The first day of my new Pokemon journey has come to a close, four and a half hours into the game. I’ve been following the franchise since the very beginning, and can safely say that X and Y deliver exactly what you would expect from a Pokemon title while still keeping things feeling new and exciting. The fully 3D environments and animated battle sequences make for a more immersive world, and small changes to the series’ formula keep the titles from feeling too iterative.
If you’ve read NintendoFuse’s collaborative piece on what we want to see from the new games, you’ll know that I hoped for more variety and choice in Pokemon early on in the game, and so far Game Freak is delivering on that front. I’ve seen a wide variety of different creatures so far, and having so many choices is a much better feeling than constantly saying to yourself “Really? Another Rattata?”. I saved my progress and quit right after beating the first gym, making sure to take plenty of time to take in the sights, sounds and characters that populate the new region. Be sure to check back tomorrow for more spoiler-free thoughts about the games, or keep scrolling for a more in-depth account of my first day!
Pokemon X and Y started off just as I expected them to – a professor (Sycamore this time) talked to me about the world of Pokemon, couldn’t determine my gender, and asked me for my name. Shortly thereafter, I awoke in my house where, surprise surprise, my mother and I had just moved in. Despite the initial predictability, this is where all the expositional similarities to other Pokemon games ended. This time around, I didn’t receive my very first Pokemon from Sycamore. Rather, one of my four rivals gave it to me. As two of them walked away proudly with Fennekin and Chespin, I sat there staring at my first sixth-generation Pokemon – Bubblebeard, the Froakie. So far, this is the extent of the story. I’ve met my rivals at various points between the first town and the first gym, but there hasn’t been an overarching narrative.
Within the next couple of routes, I had already caught a handful of different Pokemon – Zigzagoon, Fletchling, Scatterbug, Pikachu, Pansear and Bunnelby to name a few. The sheer variety of creatures spanning all six generations was quite exciting, and seeing them all in fully-animated 3D made battling more engaging than it has ever been on portable systems. The camera swivels, rotates, and zooms in on your Pokemon as they duke it out, in a very Pokemon Stadium-esque fashion. The environments themselves are gorgeous and full of colour, and the game utilizes various camera angles to showcase the different sights.
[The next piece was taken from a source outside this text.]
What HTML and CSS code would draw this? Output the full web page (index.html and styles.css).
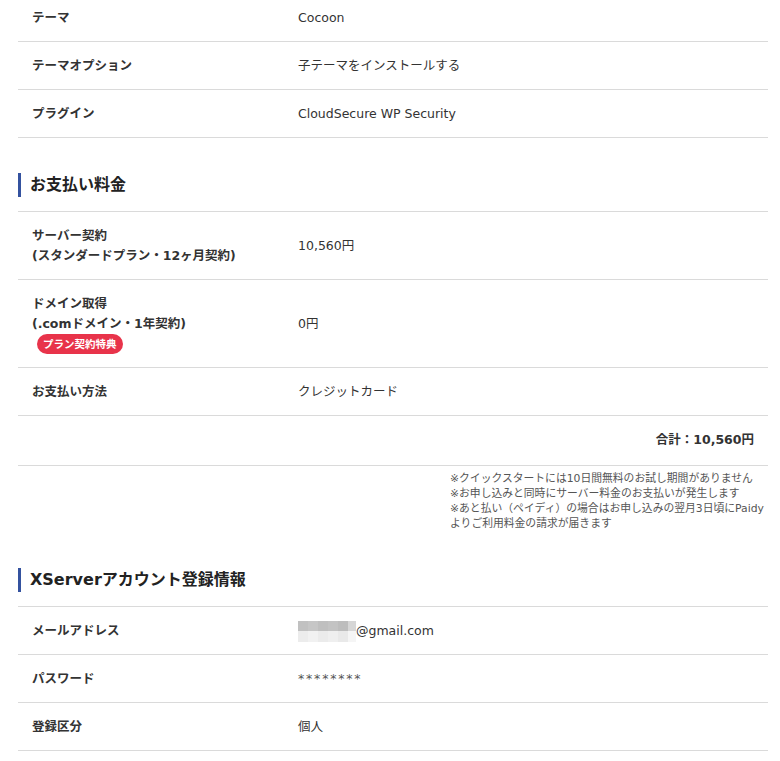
FILE: index.html
```html
<!doctype html>
<html lang="ja">
  <head>
    <meta charset="utf-8">
    <link rel="stylesheet" href="styles.css">
  </head>
  <body>
    <div class="confirm">
      <!-- WordPress -->
      <div class="table table-first">
        <div class="row">
          <div class="label">テーマ</div>
          <div class="value">Cocoon</div>
        </div>
        <div class="row">
          <div class="label">テーマオプション</div>
          <div class="value">子テーマをインストールする</div>
        </div>
        <div class="row">
          <div class="label">プラグイン</div>
          <div class="value">CloudSecure WP Security</div>
        </div>
      </div>

      <!-- 料金 -->
      <h2 class="heading">お支払い料金</h2>
      <div class="table">
        <div class="row">
          <div class="label">サーバー契約<br>(スタンダードプラン・12ヶ月契約)</div>
          <div class="value">10,560円</div>
        </div>
        <div class="row">
          <div class="label">
            ドメイン取得<br>(.comドメイン・1年契約)
            <div><span class="badge">プラン契約特典</span></div>
          </div>
          <div class="value">0円</div>
        </div>
        <div class="row">
          <div class="label">お支払い方法</div>
          <div class="value">クレジットカード</div>
        </div>
        <div class="total">合計：10,560円</div>
      </div>
      <p class="notes">
        ※クイックスタートには10日間無料のお試し期間がありません<br>
        ※お申し込みと同時にサーバー料金のお支払いが発生します<br>
        ※あと払い（ペイディ）の場合はお申し込みの翌月3日頃にPaidy<br>
        よりご利用料金の請求が届きます
      </p>

      <!-- アカウント -->
      <h2 class="heading">XServerアカウント登録情報</h2>
      <div class="table">
        <div class="row">
          <div class="label">メールアドレス</div>
          <div class="value">
            <svg class="mosaic" width="58" height="21" viewBox="0 0 58 21">
              <rect x="0" y="0" width="10" height="10" fill="#c1c1c1"/>
              <rect x="10" y="0" width="10" height="10" fill="#c6c6c6"/>
              <rect x="20" y="0" width="10" height="10" fill="#bfbfbf"/>
              <rect x="30" y="0" width="10" height="10" fill="#c3c3c3"/>
              <rect x="40" y="0" width="10" height="10" fill="#bdbdbd"/>
              <rect x="50" y="0" width="8" height="10" fill="#d6d6d6"/>
              <rect x="0" y="10" width="10" height="11" fill="#ececec"/>
              <rect x="10" y="10" width="10" height="11" fill="#f1f1f1"/>
              <rect x="20" y="10" width="10" height="11" fill="#ebebeb"/>
              <rect x="30" y="10" width="10" height="11" fill="#efefef"/>
              <rect x="40" y="10" width="10" height="11" fill="#e9e9e9"/>
              <rect x="50" y="10" width="8" height="11" fill="#f5f5f5"/>
            </svg>@gmail.com
          </div>
        </div>
        <div class="row">
          <div class="label">パスワード</div>
          <div class="value password">********</div>
        </div>
        <div class="row">
          <div class="label">登録区分</div>
          <div class="value">個人</div>
        </div>
      </div>
    </div>
  </body>
</html>
```

FILE: styles.css
```css
:root {
  --line: #dadada;
  --text: #333;
}

* {
  box-sizing: border-box;
}

body {
  margin: 0;
  background: #fff;
  color: var(--text);
  font-family: Verdana, "DejaVu Sans", "Noto Sans CJK JP", sans-serif;
  font-size: 12.5px;
}

.confirm {
  width: 750px;
  margin-left: 18px;
}

.table {
  border-top: 1px solid var(--line);
}

/* the page is scrolled a little, first row is cut */
.table-first {
  margin-top: -7px;
}

.row {
  display: grid;
  grid-template-columns: 266px 1fr;
  align-items: center;
  border-bottom: 1px solid var(--line);
}

.label,
.value {
  padding: 14px 14px 13px;
  line-height: 20px;
}

.label {
  font-weight: bold;
}

.password {
  letter-spacing: 1.8px;
  color: #555;
}

.badge {
  display: inline-block;
  height: 20px;
  padding: 0 6px;
  margin-left: 5px;
  border-radius: 10px;
  background-color: #e8334a;
  color: #fff;
  font-size: 10.5px;
  font-weight: bold;
  line-height: 20px;
}

.total {
  padding: 14px 14px 15px;
  line-height: 20px;
  text-align: right;
  font-weight: bold;
  border-bottom: 1px solid var(--line);
}

.notes {
  width: 318px;
  margin: 5px 0 0 auto;
  color: #555;
  font-size: 10.8px;
  line-height: 15px;
  white-space: nowrap;
}

.heading {
  margin: 35px 0 14px;
  padding-left: 9px;
  border-left: 3px solid #34529f;
  font-size: 16px;
  line-height: 24px;
  color: #222;
}

.notes + .heading {
  margin-top: 37px;
}

.mosaic {
  vertical-align: middle;
  margin: -1px 0;
}
```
I passed through the Santalune Forest, which was shaped an awful lot like Viridian Forest from the first games, and made my way into Santalune City where I prepare to take on the first gym. Master of the Bug-type, Viola awaited me at the end of a winding spider web maze. As soon as I fell down a hole into the main portion of the gym, I couldn’t find any way back out. By trapping me inside with no way to escape, the game challenged me to beat the gym without the reassurance of being able to leave to heal my team halfway through. Despite this added challenge, the trainers and leader were still rather low-levelled and didn’t make use of the wide variety of powerful bug types in the 700+ library of creatures. These are problems that I’ve always had with early gym leaders, and unfortunately they don’t seem to have been fixed.
Pokemon-Amie is absolutely adorable – but more on that next time!
I got to experience Super Training and Pokemon-Amie, two new features in the game, but will write about them in more depth when I have spent more time using them. What I CAN say about Super Training is that it seems to be a nice, fun alternative to EV training.